Recently, Jean-Philippe Magué advised me of the newly introduced text stats on Amazon. A good summary by Gabe Habash on the news blog of Publishers Weekly describes the perspectives and the potential interest of this new software : Book Lies: Readability is Impossible to Measure. The stats seem to have been available since last summer. I decided to contribute to the discussion on Amazon’s text readability statistics : to what extent are they reliable and useful ?
Gabe Habash compares several well-known books and concludes that the sentence length is determining in the readability measures used by Amazon. In fact, the readability formulas (Fog Index, Flesch Index and Flesch-Kincaid Index, for an explanation see Amazon’s text readability help) are centered on word length and sentence length, which is convenient but by far not always adapted.
There is another metric named ‘word complexity’, which Amazon defines as follows : ‘A word is considered “complex” if it has three or more syllables’ (source : complexity help). I wonder what happens in the case of proper nouns like (again…) Schwarzenegger. There are cases where the syllable recognition is not that easy for an algorithm that was programmed and tested to perform well on English words. The frequency of a proper noun is also interesting per se, because one can expect well-known personalities to be identified much more quickly by the reader. In fact, named entities recognition is a key to readability assessment. Besides, not everyone is famous for every kind of reader, which is another reason to use reader profiles.
The comparison function is interesting, but only if the categories fit your needs. The example Amazon gives is only half convincing, since the ‘Children’s Books > Ages 4-8’ category could deal with books whose content varies a lot. I found no explanation on how the categories were made and how relevant they might be, apart from the fact that the complexity of a text is of an evolving rather than a fixed variable. A book may be easy at the beginning and become more and more complex.
‘It means that we can get a general idea of how difficult a book is through these numbers, but not really enough to call it reliably accurate.’ writes Gabe Habash.

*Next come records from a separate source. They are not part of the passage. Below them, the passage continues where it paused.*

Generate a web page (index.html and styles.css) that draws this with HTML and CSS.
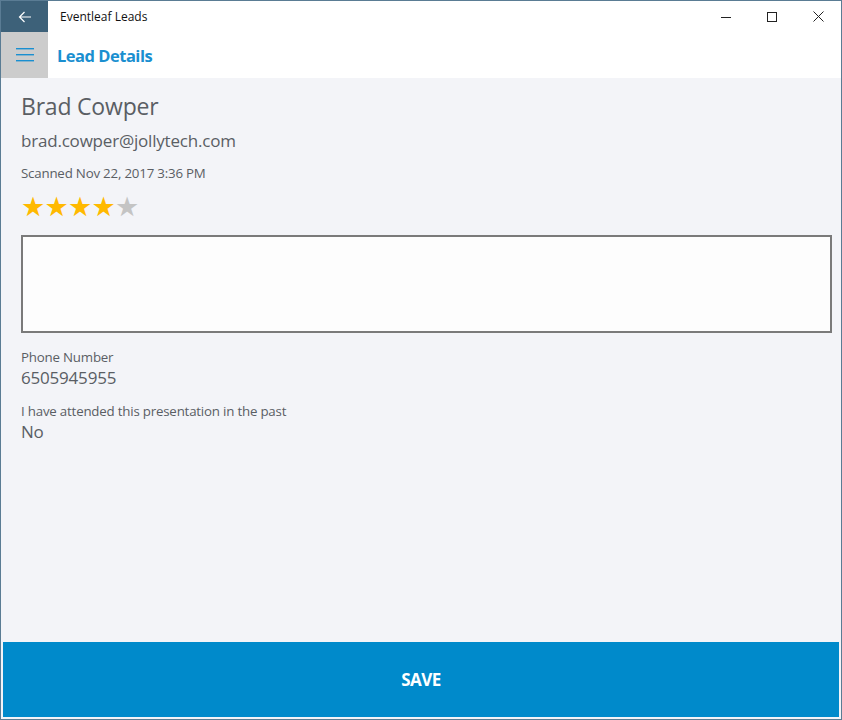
FILE: index.html
```html
<html>
  <head>
    <title>Eventleaf Leads</title>
    <link rel="stylesheet" href="styles.css">
  </head>
  <body>
  <div id="window">
    <div id="titleBar">
      <a class="btn-back" href="#" title="Back">
        <svg width="14" height="12" viewBox="0 0 14 12"><path d="M13 6H1.5M6.5 1L1.5 6l5 5" fill="none" stroke="#fff" stroke-width="1.2"/></svg>
      </a>
      <span class="app-title">Eventleaf Leads</span>
      <div class="window-controls">
        <span class="ctl"><svg width="10" height="10" viewBox="0 0 10 10"><path d="M0 5.5h10" stroke="#222" stroke-width="1"/></svg></span>
        <span class="ctl"><svg width="10" height="10" viewBox="0 0 10 10"><rect x="0.5" y="0.5" width="9" height="9" fill="none" stroke="#222" stroke-width="1"/></svg></span>
        <span class="ctl"><svg width="11" height="11" viewBox="0 0 11 11"><path d="M0.5 0.5l10 10M10.5 0.5l-10 10" stroke="#222" stroke-width="1"/></svg></span>
      </div>
    </div>
    <div id="header">
      <a class="btn-menu" href="#" title="Menu">
        <svg width="18" height="14" viewBox="0 0 18 14"><rect x="0" y="0" width="18" height="1.4" fill="#1a8fd0"/><rect x="0" y="6" width="18" height="1.4" fill="#1a8fd0"/><rect x="0" y="12" width="18" height="1.4" fill="#1a8fd0"/></svg>
      </a>
      <h1>Lead Details</h1>
    </div>
    <div id="mainContent">
      <div class="lead-name">Brad Cowper</div>
      <div class="lead-email">brad.cowper@jollytech.com</div>
      <div class="lead-scanned">Scanned Nov 22, 2017 3:36 PM</div>
      <div class="rating">
        <span class="star on">&#9733;</span><span class="star on">&#9733;</span><span class="star on">&#9733;</span><span class="star on">&#9733;</span><span class="star">&#9733;</span>
      </div>
      <textarea class="notes"></textarea>
      <div class="field-label">Phone Number</div>
      <div class="field-value">6505945955</div>
      <div class="field-label">I have attended this presentation in the past</div>
      <div class="field-value">No</div>
    </div>
    <div id="footer">
      <a class="btn-save" href="#">SAVE</a>
    </div>
  </div>
  </body>
</html>
```

FILE: styles.css
```css
body { margin: 0px; font-family: "Open Sans", "Noto Sans", sans-serif; background: #fff; }
h1 { margin: 0px; }

#window { width: 840px; height: 718px; border: 1px solid #5a7c94; display: flex; flex-direction: column; background: #f3f4f8; }

#titleBar { height: 31px; display: flex; align-items: center; background: #fff; }
#titleBar .btn-back { width: 47px; height: 31px; background: #3d6179; display: flex; align-items: center; justify-content: center; }
#titleBar .app-title { font-size: 12px; color: #111; margin-left: 12px; flex: 1; }
.window-controls { display: flex; height: 31px; }
.window-controls .ctl { width: 46px; display: flex; align-items: center; justify-content: center; }

#header { height: 46px; display: flex; align-items: center; background: #fff; }
#header .btn-menu { width: 47px; height: 46px; background: #cccccc; display: flex; align-items: center; justify-content: center; }
#header h1 { font-size: 16.5px; font-weight: bold; color: #1a8fd0; margin-left: 9px; letter-spacing: -0.5px; }

#mainContent { flex: 1; padding: 12px 9px 0px 20px; color: #5a5e64; }
.lead-name { font-size: 23px; line-height: 32px; letter-spacing: -0.2px; }
.lead-email { font-size: 17px; line-height: 24px; margin-top: 7px; letter-spacing: -0.2px; }
.lead-scanned { font-size: 13.3px; line-height: 18px; margin-top: 11px; letter-spacing: -0.2px; }
.rating { display: flex; margin-top: 10px; height: 30px; align-items: center; }
.star { font-family: "DejaVu Sans", sans-serif; font-size: 27px; line-height: 26px; width: 23.5px; color: #c4c4c4; }
.star.on { color: #ffb900; }
.notes { display: block; width: 811px; height: 98px; box-sizing: border-box; margin-top: 13px; border: 2px solid #7a7a7a; background: #fdfdfd; resize: none; }
.field-label { font-size: 13.3px; line-height: 18px; margin-top: 15px; letter-spacing: -0.2px; }
.field-label + .field-value + .field-label { margin-top: 12px; }
.field-value { font-size: 17px; line-height: 24px; letter-spacing: -0.2px; }

#footer { padding: 0px 2px 2px 2px; }
.btn-save { display: flex; height: 75px; align-items: center; justify-content: center; background: #008acb; color: #fff; font-size: 17px; font-weight: bold; text-decoration: none; letter-spacing: -0.5px; }
```
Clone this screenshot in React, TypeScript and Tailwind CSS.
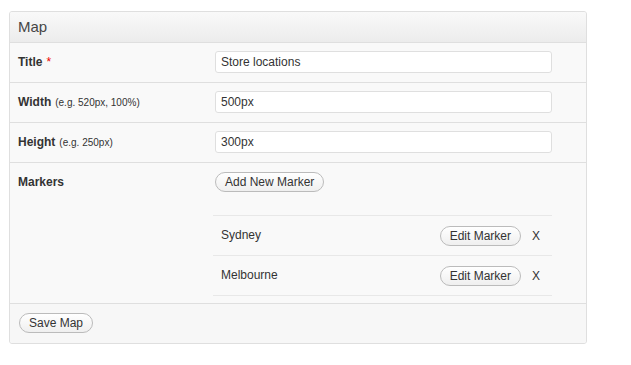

I would add that the Amazon text stats give a very general idea of text difficulty. The formulas are robust, they will work on all kind of texts. They are efficient, since the indexes have been developed with particular care of the teaching levels and of the children. But these strengths bear two main disadvantages. On one hand, the generalization of the process is also its main weakness. On the other hand, the indexes are based on a scale that fits the US school system, but won’t satisfy everyone. The profile issue is not addressed. You won’t be able to know if the book contains sentence types or vocabulary you don’t like or you don’t understand well.